#### Prompt:
Copy each line below in which the string "size" occurs.

#### Collected data:

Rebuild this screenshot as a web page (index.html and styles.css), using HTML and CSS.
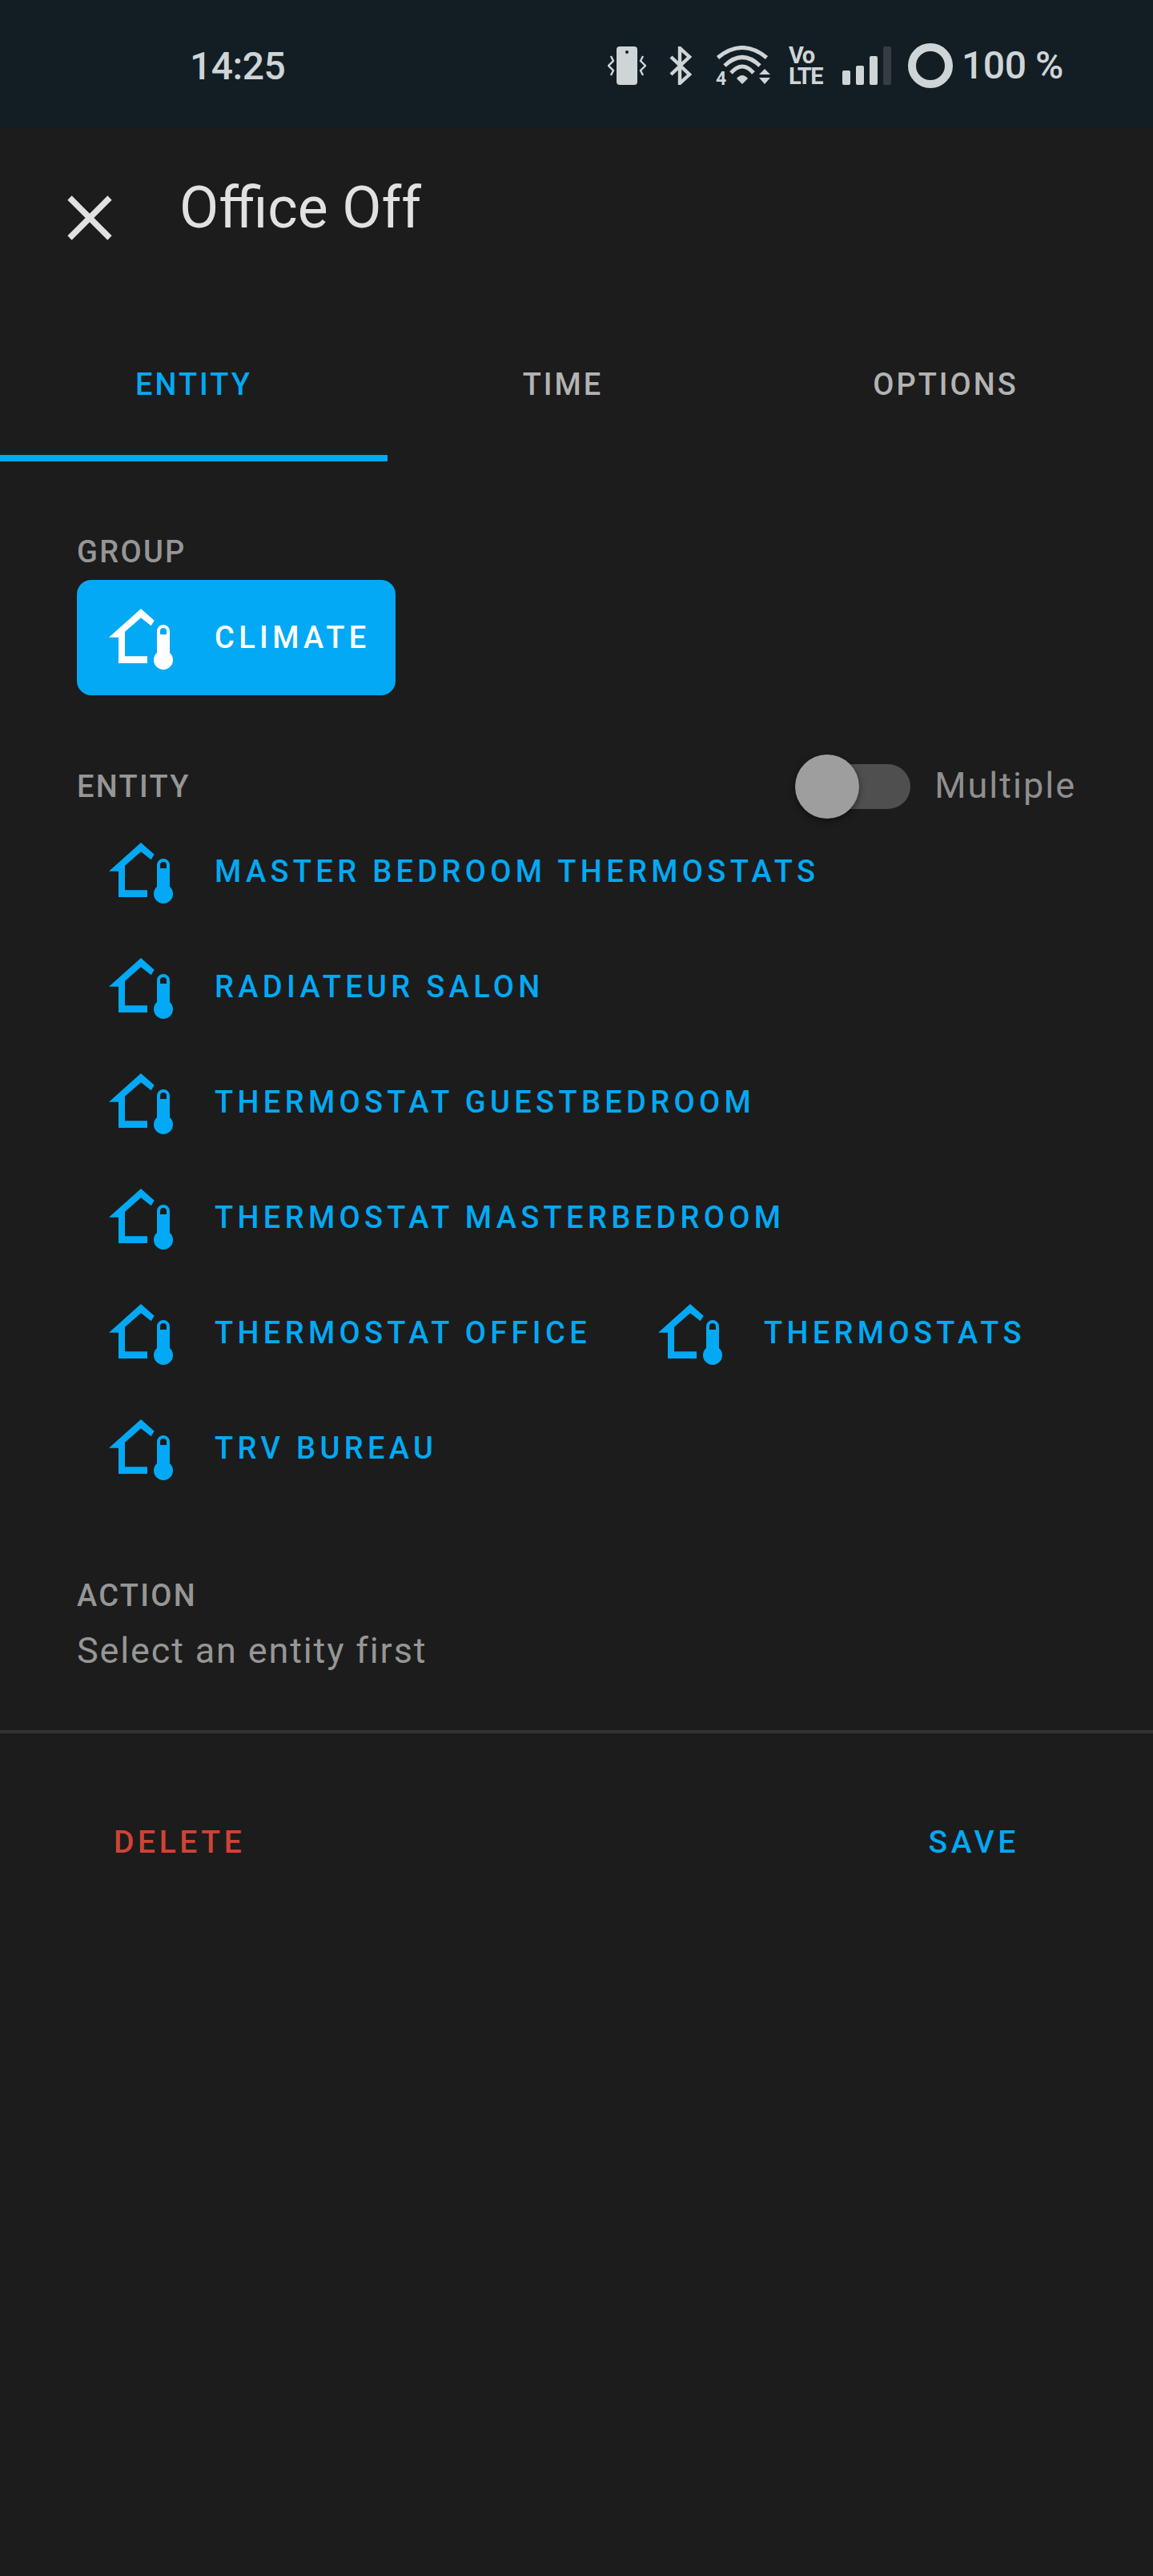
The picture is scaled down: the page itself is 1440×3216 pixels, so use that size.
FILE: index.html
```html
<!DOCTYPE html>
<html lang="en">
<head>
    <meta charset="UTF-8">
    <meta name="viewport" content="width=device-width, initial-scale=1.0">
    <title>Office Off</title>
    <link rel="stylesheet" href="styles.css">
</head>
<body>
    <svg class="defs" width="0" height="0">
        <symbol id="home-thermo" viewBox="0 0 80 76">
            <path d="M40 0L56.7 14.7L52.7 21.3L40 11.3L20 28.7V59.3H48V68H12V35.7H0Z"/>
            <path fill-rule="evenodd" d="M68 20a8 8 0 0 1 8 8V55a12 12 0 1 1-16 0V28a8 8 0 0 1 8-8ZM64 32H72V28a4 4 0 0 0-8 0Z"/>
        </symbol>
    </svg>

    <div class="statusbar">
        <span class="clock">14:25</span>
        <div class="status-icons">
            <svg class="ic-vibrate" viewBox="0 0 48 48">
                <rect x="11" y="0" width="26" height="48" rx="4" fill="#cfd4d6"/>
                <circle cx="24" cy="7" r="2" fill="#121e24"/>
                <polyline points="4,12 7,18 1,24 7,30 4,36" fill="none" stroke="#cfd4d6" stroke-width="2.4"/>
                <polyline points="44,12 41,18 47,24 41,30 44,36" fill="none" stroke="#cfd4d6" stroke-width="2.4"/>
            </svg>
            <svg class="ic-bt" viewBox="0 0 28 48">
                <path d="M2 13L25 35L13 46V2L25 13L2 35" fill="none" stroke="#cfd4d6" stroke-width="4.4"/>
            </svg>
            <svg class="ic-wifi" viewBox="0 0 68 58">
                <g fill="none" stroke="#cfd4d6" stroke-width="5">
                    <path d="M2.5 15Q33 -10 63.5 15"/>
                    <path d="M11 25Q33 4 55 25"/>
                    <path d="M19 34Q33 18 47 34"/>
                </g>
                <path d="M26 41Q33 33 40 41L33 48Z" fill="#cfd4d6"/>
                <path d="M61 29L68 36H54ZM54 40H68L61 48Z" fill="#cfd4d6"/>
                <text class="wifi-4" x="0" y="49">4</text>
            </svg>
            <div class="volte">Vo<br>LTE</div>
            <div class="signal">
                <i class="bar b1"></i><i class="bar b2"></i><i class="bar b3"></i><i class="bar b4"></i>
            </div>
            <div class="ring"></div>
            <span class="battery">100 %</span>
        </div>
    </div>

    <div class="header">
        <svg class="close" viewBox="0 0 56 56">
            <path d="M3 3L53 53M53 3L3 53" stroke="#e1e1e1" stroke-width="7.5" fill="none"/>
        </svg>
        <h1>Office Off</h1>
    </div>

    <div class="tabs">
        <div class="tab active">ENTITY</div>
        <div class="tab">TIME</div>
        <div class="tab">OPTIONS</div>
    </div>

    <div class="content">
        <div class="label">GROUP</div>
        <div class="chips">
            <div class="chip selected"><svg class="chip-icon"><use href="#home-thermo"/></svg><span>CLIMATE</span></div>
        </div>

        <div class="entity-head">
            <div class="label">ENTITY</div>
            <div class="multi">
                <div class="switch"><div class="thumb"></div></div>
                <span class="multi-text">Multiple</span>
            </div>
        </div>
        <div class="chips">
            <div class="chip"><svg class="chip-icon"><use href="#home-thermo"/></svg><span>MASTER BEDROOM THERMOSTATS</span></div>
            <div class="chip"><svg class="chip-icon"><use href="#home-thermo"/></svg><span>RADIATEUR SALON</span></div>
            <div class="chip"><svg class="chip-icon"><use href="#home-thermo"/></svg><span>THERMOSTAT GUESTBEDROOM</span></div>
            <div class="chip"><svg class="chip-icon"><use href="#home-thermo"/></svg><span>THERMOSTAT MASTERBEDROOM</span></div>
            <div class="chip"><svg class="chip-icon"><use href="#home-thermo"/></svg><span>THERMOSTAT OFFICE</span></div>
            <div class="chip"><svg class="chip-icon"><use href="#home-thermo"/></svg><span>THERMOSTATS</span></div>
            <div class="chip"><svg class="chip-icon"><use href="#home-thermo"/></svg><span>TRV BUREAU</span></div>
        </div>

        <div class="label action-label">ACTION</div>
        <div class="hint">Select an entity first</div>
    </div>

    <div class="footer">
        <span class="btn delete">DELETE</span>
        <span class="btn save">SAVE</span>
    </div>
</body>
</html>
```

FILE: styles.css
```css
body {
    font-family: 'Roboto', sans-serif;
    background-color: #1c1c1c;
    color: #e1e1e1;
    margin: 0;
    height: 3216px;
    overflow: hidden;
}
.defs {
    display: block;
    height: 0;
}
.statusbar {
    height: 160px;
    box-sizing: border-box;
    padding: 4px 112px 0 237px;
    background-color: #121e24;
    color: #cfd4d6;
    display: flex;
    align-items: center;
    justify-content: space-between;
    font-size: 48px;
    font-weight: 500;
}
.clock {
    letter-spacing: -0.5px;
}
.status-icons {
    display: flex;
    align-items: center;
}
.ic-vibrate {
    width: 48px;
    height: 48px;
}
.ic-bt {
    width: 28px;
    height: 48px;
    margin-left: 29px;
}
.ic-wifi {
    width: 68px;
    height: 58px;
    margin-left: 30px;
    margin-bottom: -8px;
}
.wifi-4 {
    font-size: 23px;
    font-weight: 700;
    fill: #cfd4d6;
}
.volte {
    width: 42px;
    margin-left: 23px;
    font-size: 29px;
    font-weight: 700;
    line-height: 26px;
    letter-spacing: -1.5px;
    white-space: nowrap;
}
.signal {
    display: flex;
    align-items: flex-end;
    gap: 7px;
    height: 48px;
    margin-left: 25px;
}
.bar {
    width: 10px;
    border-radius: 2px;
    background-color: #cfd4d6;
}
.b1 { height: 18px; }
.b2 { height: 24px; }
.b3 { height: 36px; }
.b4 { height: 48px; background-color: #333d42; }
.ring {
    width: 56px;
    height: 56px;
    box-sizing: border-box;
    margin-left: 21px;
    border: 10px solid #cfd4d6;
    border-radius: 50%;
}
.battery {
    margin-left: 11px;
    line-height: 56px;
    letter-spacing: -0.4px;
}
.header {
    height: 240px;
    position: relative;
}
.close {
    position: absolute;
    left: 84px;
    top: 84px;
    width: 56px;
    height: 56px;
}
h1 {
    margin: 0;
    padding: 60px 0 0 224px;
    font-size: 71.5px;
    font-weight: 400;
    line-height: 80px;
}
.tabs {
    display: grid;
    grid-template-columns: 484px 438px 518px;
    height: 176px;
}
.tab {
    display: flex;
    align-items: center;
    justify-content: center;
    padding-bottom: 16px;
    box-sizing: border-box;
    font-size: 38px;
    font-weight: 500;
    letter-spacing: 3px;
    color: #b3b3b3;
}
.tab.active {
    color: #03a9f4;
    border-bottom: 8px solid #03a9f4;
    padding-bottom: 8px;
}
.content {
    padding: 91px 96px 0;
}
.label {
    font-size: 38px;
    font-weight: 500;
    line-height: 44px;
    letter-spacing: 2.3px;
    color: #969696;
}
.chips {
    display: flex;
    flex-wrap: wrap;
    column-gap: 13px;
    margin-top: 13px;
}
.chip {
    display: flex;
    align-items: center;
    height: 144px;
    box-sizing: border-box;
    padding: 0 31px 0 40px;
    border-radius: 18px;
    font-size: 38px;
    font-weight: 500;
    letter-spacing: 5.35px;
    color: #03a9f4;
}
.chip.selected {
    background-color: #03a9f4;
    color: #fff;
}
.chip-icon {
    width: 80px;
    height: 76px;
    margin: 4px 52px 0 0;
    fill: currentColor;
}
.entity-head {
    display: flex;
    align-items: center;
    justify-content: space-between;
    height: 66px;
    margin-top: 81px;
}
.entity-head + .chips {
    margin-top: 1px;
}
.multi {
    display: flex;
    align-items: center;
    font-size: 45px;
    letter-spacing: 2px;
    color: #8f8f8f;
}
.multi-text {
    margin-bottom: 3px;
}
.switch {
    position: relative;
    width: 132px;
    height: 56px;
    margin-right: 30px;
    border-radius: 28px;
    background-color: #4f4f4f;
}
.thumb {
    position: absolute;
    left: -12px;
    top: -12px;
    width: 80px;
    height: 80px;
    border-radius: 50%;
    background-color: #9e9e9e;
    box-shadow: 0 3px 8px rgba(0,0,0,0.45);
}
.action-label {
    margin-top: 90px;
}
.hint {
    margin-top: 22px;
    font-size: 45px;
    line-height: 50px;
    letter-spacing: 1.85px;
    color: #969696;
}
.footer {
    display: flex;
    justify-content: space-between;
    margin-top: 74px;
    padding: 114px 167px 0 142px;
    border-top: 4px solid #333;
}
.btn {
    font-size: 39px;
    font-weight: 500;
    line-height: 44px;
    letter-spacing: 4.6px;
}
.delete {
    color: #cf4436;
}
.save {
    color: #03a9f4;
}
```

#### Correct result:
The picture is scaled down: the page itself is 1440×3216 pixels, so use that size.
    font-size: 48px;
    font-size: 23px;
    font-size: 29px;
    font-size: 71.5px;
    font-size: 38px;
    font-size: 38px;
    font-size: 38px;
    font-size: 45px;
    font-size: 45px;
    font-size: 39px;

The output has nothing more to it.